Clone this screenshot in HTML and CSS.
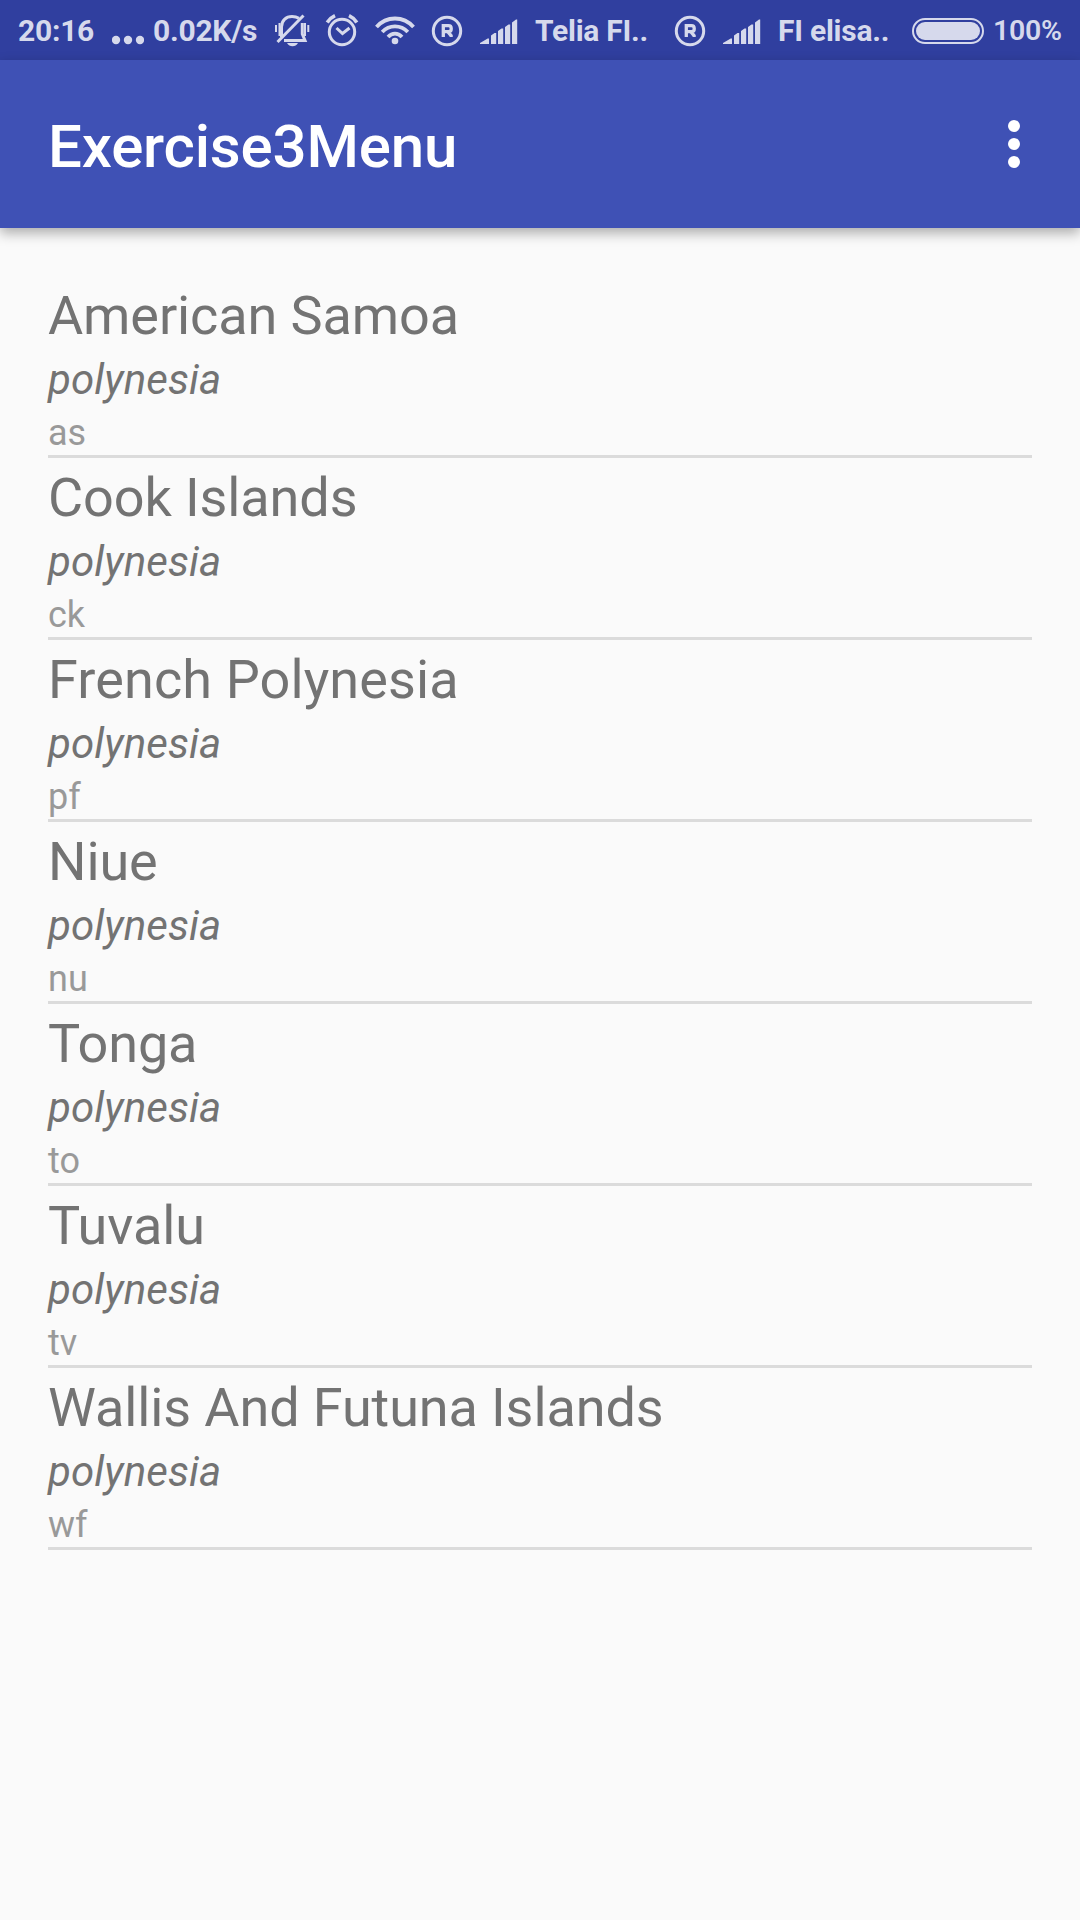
FILE: index.html
```html
<!DOCTYPE html>
<html lang="en">
<head>
<meta charset="utf-8">
<title>Exercise3Menu</title>
<link rel="stylesheet" href="styles.css">
</head>
<body>
<svg class="defs" width="0" height="0" aria-hidden="true">
  <symbol id="registered" viewBox="0 0 34 34">
    <circle cx="17" cy="17" r="13.700" fill="none" stroke="currentColor" stroke-width="3"/>
    <path d="M13.300 23V11.700h5.200q2.700 0 2.700 2.600v.9q0 2.400-2.700 2.400h-5M17.700 17.600l3.400 4v1.400" fill="none" stroke="currentColor" stroke-width="3.300"/>
  </symbol>
  <symbol id="signal" viewBox="0 0 39 26">
    <path d="M1 25v-1l7.700-4.500h1.300V25zM12 25V16.500l3.500-2.500h1.700V25zM19 25V12l3.500-2.500H24.200V25zM26 25V8l3.500-2.500H31.200V25zM33 25V3.500L37 .5h1.200V25z" fill="currentColor"/>
  </symbol>
</svg>
<header class="status">
  <span>20:16</span>
  <svg width="32" height="60" viewBox="0 0 32 60" fill="currentColor"><circle cx="4" cy="39" r="4.200"/><circle cx="16" cy="39" r="4.200"/><circle cx="28" cy="39" r="4.200"/></svg>
  <span>0.02K/s</span>
  <svg width="40" height="60" viewBox="272 0 40 60" fill="none" stroke="currentColor" stroke-width="3">
    <path d="M276 24v7M279.500 22v13M305 22v13M308.300 24v7" stroke-width="2"/>
    <path d="M281.500 36V26C281.500 19.500 286 15.500 292 15.500Q296 15.500 299 17.300M302.300 22V33L305 39.500H284"/>
    <path d="M277.500 41L303.500 14.500" stroke-width="3"/>
    <path d="M287 42h11q-2 3.200-5.500 3.200T287 42z" fill="currentColor" stroke="none"/>
  </svg>
  <svg width="38" height="60" viewBox="323 0 38 60" fill="none" stroke="currentColor" stroke-width="3">
    <circle cx="342" cy="31" r="12.700"/>
    <path d="M336.500 27l6 5.500 7-5.500" stroke-width="3"/>
    <path d="M327.200 21.500Q330 17 335 14.700M356.800 21.500Q354 17 349 14.700" stroke-width="3.600"/>
  </svg>
  <svg width="46" height="60" viewBox="372 0 46 60" fill="none" stroke="currentColor" stroke-width="3.800">
    <path d="M376.500 26Q384 17.500 395 17.500T413.500 26M382.200 31Q387.500 25.300 395 25.300T407.800 31M388 36Q391 32.700 395 32.700T402 36"/>
    <circle cx="395" cy="40" r="3.300" fill="currentColor" stroke="none"/>
  </svg>
  <svg width="34" height="34"><use href="#registered"/></svg>
  <svg class="bars" width="39" height="26"><use href="#signal"/></svg>
  <span>Telia FI..</span>
  <svg width="34" height="34"><use href="#registered"/></svg>
  <svg class="bars" width="39" height="26"><use href="#signal"/></svg>
  <span>FI elisa..</span>
  <svg width="72" height="26" viewBox="0 0 72 26"><rect x="1" y="1" width="70" height="24" rx="12" fill="none" stroke="currentColor" stroke-width="2"/><rect x="4" y="4" width="64" height="18" rx="9" fill="currentColor"/></svg>
  <span class="percent">100%</span>
</header>
<nav class="appbar">
  <h1 class="title">Exercise3Menu</h1>
  <svg class="more" width="12" height="48" viewBox="0 0 12 48" fill="currentColor"><circle cx="6" cy="6" r="6"/><circle cx="6" cy="24" r="6"/><circle cx="6" cy="42" r="6"/></svg>
</nav>
<ul class="list">
  <li class="row"><div class="name">American Samoa</div><div class="region">polynesia</div><div class="code">as</div></li>
  <li class="row"><div class="name">Cook Islands</div><div class="region">polynesia</div><div class="code">ck</div></li>
  <li class="row"><div class="name wide">French Polynesia</div><div class="region">polynesia</div><div class="code">pf</div></li>
  <li class="row"><div class="name">Niue</div><div class="region">polynesia</div><div class="code">nu</div></li>
  <li class="row"><div class="name">Tonga</div><div class="region">polynesia</div><div class="code">to</div></li>
  <li class="row"><div class="name">Tuvalu</div><div class="region">polynesia</div><div class="code">tv</div></li>
  <li class="row"><div class="name">Wallis And Futuna Islands</div><div class="region">polynesia</div><div class="code">wf</div></li>
</ul>
</body>
</html>
```
FILE: styles.css
```css
* { box-sizing: border-box; }
body {
  margin: 0;
  min-height: 1920px;
  background: #fafafa;
  font-family: Roboto, "Liberation Sans", sans-serif;
}
.defs { display: none; }
.status {
  display: grid;
  grid-template-columns: 94px 41px 119px 51px 49px 58px 49px 56px 138px 49px 56px 134px 81px 80px;
  align-items: center;
  height: 60px;
  padding-left: 18px;
  background: #303f9f;
  color: #d6d9ec;
  font-size: 30px;
  font-weight: 700;
  line-height: 60px;
  letter-spacing: -.25px;
  white-space: nowrap;
}
.status svg { display: block; }
.status span { padding-top: 1px; }
.bars { margin-top: 2px; }
.percent { font-size: 28.500px; font-weight: 600; }
.appbar {
  display: flex;
  align-items: center;
  justify-content: space-between;
  height: 168px;
  padding: 0 60px 0 48px;
  background: #3f51b5;
  color: #fff;
  box-shadow: 0 5px 12px rgba(0, 0, 0, .32);
}
.title { margin: 6px 0 0; font-size: 60px; font-weight: 500; line-height: 72px; letter-spacing: -.17px; }
.list { margin: 0; padding: 48px 48px 0; list-style: none; }
.row {
  height: 182px;
  padding-top: 4px;
  border-bottom: 3px solid #dbdbdb;
  color: #737373;
}
.name { font-size: 54px; line-height: 72px; letter-spacing: -.11px; }
.wide { letter-spacing: .12px; }
.region { font-size: 42px; font-style: italic; line-height: 56px; letter-spacing: .1px; }
.code { font-size: 36px; line-height: 50px; color: #999; }
```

• **SHORT TASK**: Reproduce all of the material above word for word. Omit the pictures.

• **WRITTEN RESPONSE**:
Clone this screenshot in HTML and CSS.
FILE: index.html
```html
<!DOCTYPE html>
<html lang="en">
<head>
<meta charset="utf-8">
<title>Exercise3Menu</title>
<link rel="stylesheet" href="styles.css">
</head>
<body>
<svg class="defs" width="0" height="0" aria-hidden="true">
  <symbol id="registered" viewBox="0 0 34 34">
    <circle cx="17" cy="17" r="13.700" fill="none" stroke="currentColor" stroke-width="3"/>
    <path d="M13.300 23V11.700h5.200q2.700 0 2.700 2.600v.9q0 2.400-2.700 2.400h-5M17.700 17.600l3.400 4v1.400" fill="none" stroke="currentColor" stroke-width="3.300"/>
  </symbol>
  <symbol id="signal" viewBox="0 0 39 26">
    <path d="M1 25v-1l7.700-4.500h1.300V25zM12 25V16.500l3.500-2.500h1.700V25zM19 25V12l3.500-2.500H24.200V25zM26 25V8l3.500-2.500H31.200V25zM33 25V3.500L37 .5h1.200V25z" fill="currentColor"/>
  </symbol>
</svg>
<header class="status">
  <span>20:16</span>
  <svg width="32" height="60" viewBox="0 0 32 60" fill="currentColor"><circle cx="4" cy="39" r="4.200"/><circle cx="16" cy="39" r="4.200"/><circle cx="28" cy="39" r="4.200"/></svg>
  <span>0.02K/s</span>
  <svg width="40" height="60" viewBox="272 0 40 60" fill="none" stroke="currentColor" stroke-width="3">
    <path d="M276 24v7M279.500 22v13M305 22v13M308.300 24v7" stroke-width="2"/>
    <path d="M281.500 36V26C281.500 19.500 286 15.500 292 15.500Q296 15.500 299 17.300M302.300 22V33L305 39.500H284"/>
    <path d="M277.500 41L303.500 14.500" stroke-width="3"/>
    <path d="M287 42h11q-2 3.200-5.500 3.200T287 42z" fill="currentColor" stroke="none"/>
  </svg>
  <svg width="38" height="60" viewBox="323 0 38 60" fill="none" stroke="currentColor" stroke-width="3">
    <circle cx="342" cy="31" r="12.700"/>
    <path d="M336.500 27l6 5.500 7-5.500" stroke-width="3"/>
    <path d="M327.200 21.500Q330 17 335 14.700M356.800 21.500Q354 17 349 14.700" stroke-width="3.600"/>
  </svg>
  <svg width="46" height="60" viewBox="372 0 46 60" fill="none" stroke="currentColor" stroke-width="3.800">
    <path d="M376.500 26Q384 17.500 395 17.500T413.500 26M382.200 31Q387.500 25.300 395 25.300T407.800 31M388 36Q391 32.700 395 32.700T402 36"/>
    <circle cx="395" cy="40" r="3.300" fill="currentColor" stroke="none"/>
  </svg>
  <svg width="34" height="34"><use href="#registered"/></svg>
  <svg class="bars" width="39" height="26"><use href="#signal"/></svg>
  <span>Telia FI..</span>
  <svg width="34" height="34"><use href="#registered"/></svg>
  <svg class="bars" width="39" height="26"><use href="#signal"/></svg>
  <span>FI elisa..</span>
  <svg width="72" height="26" viewBox="0 0 72 26"><rect x="1" y="1" width="70" height="24" rx="12" fill="none" stroke="currentColor" stroke-width="2"/><rect x="4" y="4" width="64" height="18" rx="9" fill="currentColor"/></svg>
  <span class="percent">100%</span>
</header>
<nav class="appbar">
  <h1 class="title">Exercise3Menu</h1>
  <svg class="more" width="12" height="48" viewBox="0 0 12 48" fill="currentColor"><circle cx="6" cy="6" r="6"/><circle cx="6" cy="24" r="6"/><circle cx="6" cy="42" r="6"/></svg>
</nav>
<ul class="list">
  <li class="row"><div class="name">American Samoa</div><div class="region">polynesia</div><div class="code">as</div></li>
  <li class="row"><div class="name">Cook Islands</div><div class="region">polynesia</div><div class="code">ck</div></li>
  <li class="row"><div class="name wide">French Polynesia</div><div class="region">polynesia</div><div class="code">pf</div></li>
  <li class="row"><div class="name">Niue</div><div class="region">polynesia</div><div class="code">nu</div></li>
  <li class="row"><div class="name">Tonga</div><div class="region">polynesia</div><div class="code">to</div></li>
  <li class="row"><div class="name">Tuvalu</div><div class="region">polynesia</div><div class="code">tv</div></li>
  <li class="row"><div class="name">Wallis And Futuna Islands</div><div class="region">polynesia</div><div class="code">wf</div></li>
</ul>
</body>
</html>
```
FILE: styles.css
```css
* { box-sizing: border-box; }
body {
  margin: 0;
  min-height: 1920px;
  background: #fafafa;
  font-family: Roboto, "Liberation Sans", sans-serif;
}
.defs { display: none; }
.status {
  display: grid;
  grid-template-columns: 94px 41px 119px 51px 49px 58px 49px 56px 138px 49px 56px 134px 81px 80px;
  align-items: center;
  height: 60px;
  padding-left: 18px;
  background: #303f9f;
  color: #d6d9ec;
  font-size: 30px;
  font-weight: 700;
  line-height: 60px;
  letter-spacing: -.25px;
  white-space: nowrap;
}
.status svg { display: block; }
.status span { padding-top: 1px; }
.bars { margin-top: 2px; }
.percent { font-size: 28.500px; font-weight: 600; }
.appbar {
  display: flex;
  align-items: center;
  justify-content: space-between;
  height: 168px;
  padding: 0 60px 0 48px;
  background: #3f51b5;
  color: #fff;
  box-shadow: 0 5px 12px rgba(0, 0, 0, .32);
}
.title { margin: 6px 0 0; font-size: 60px; font-weight: 500; line-height: 72px; letter-spacing: -.17px; }
.list { margin: 0; padding: 48px 48px 0; list-style: none; }
.row {
  height: 182px;
  padding-top: 4px;
  border-bottom: 3px solid #dbdbdb;
  color: #737373;
}
.name { font-size: 54px; line-height: 72px; letter-spacing: -.11px; }
.wide { letter-spacing: .12px; }
.region { font-size: 42px; font-style: italic; line-height: 56px; letter-spacing: .1px; }
.code { font-size: 36px; line-height: 50px; color: #999; }
```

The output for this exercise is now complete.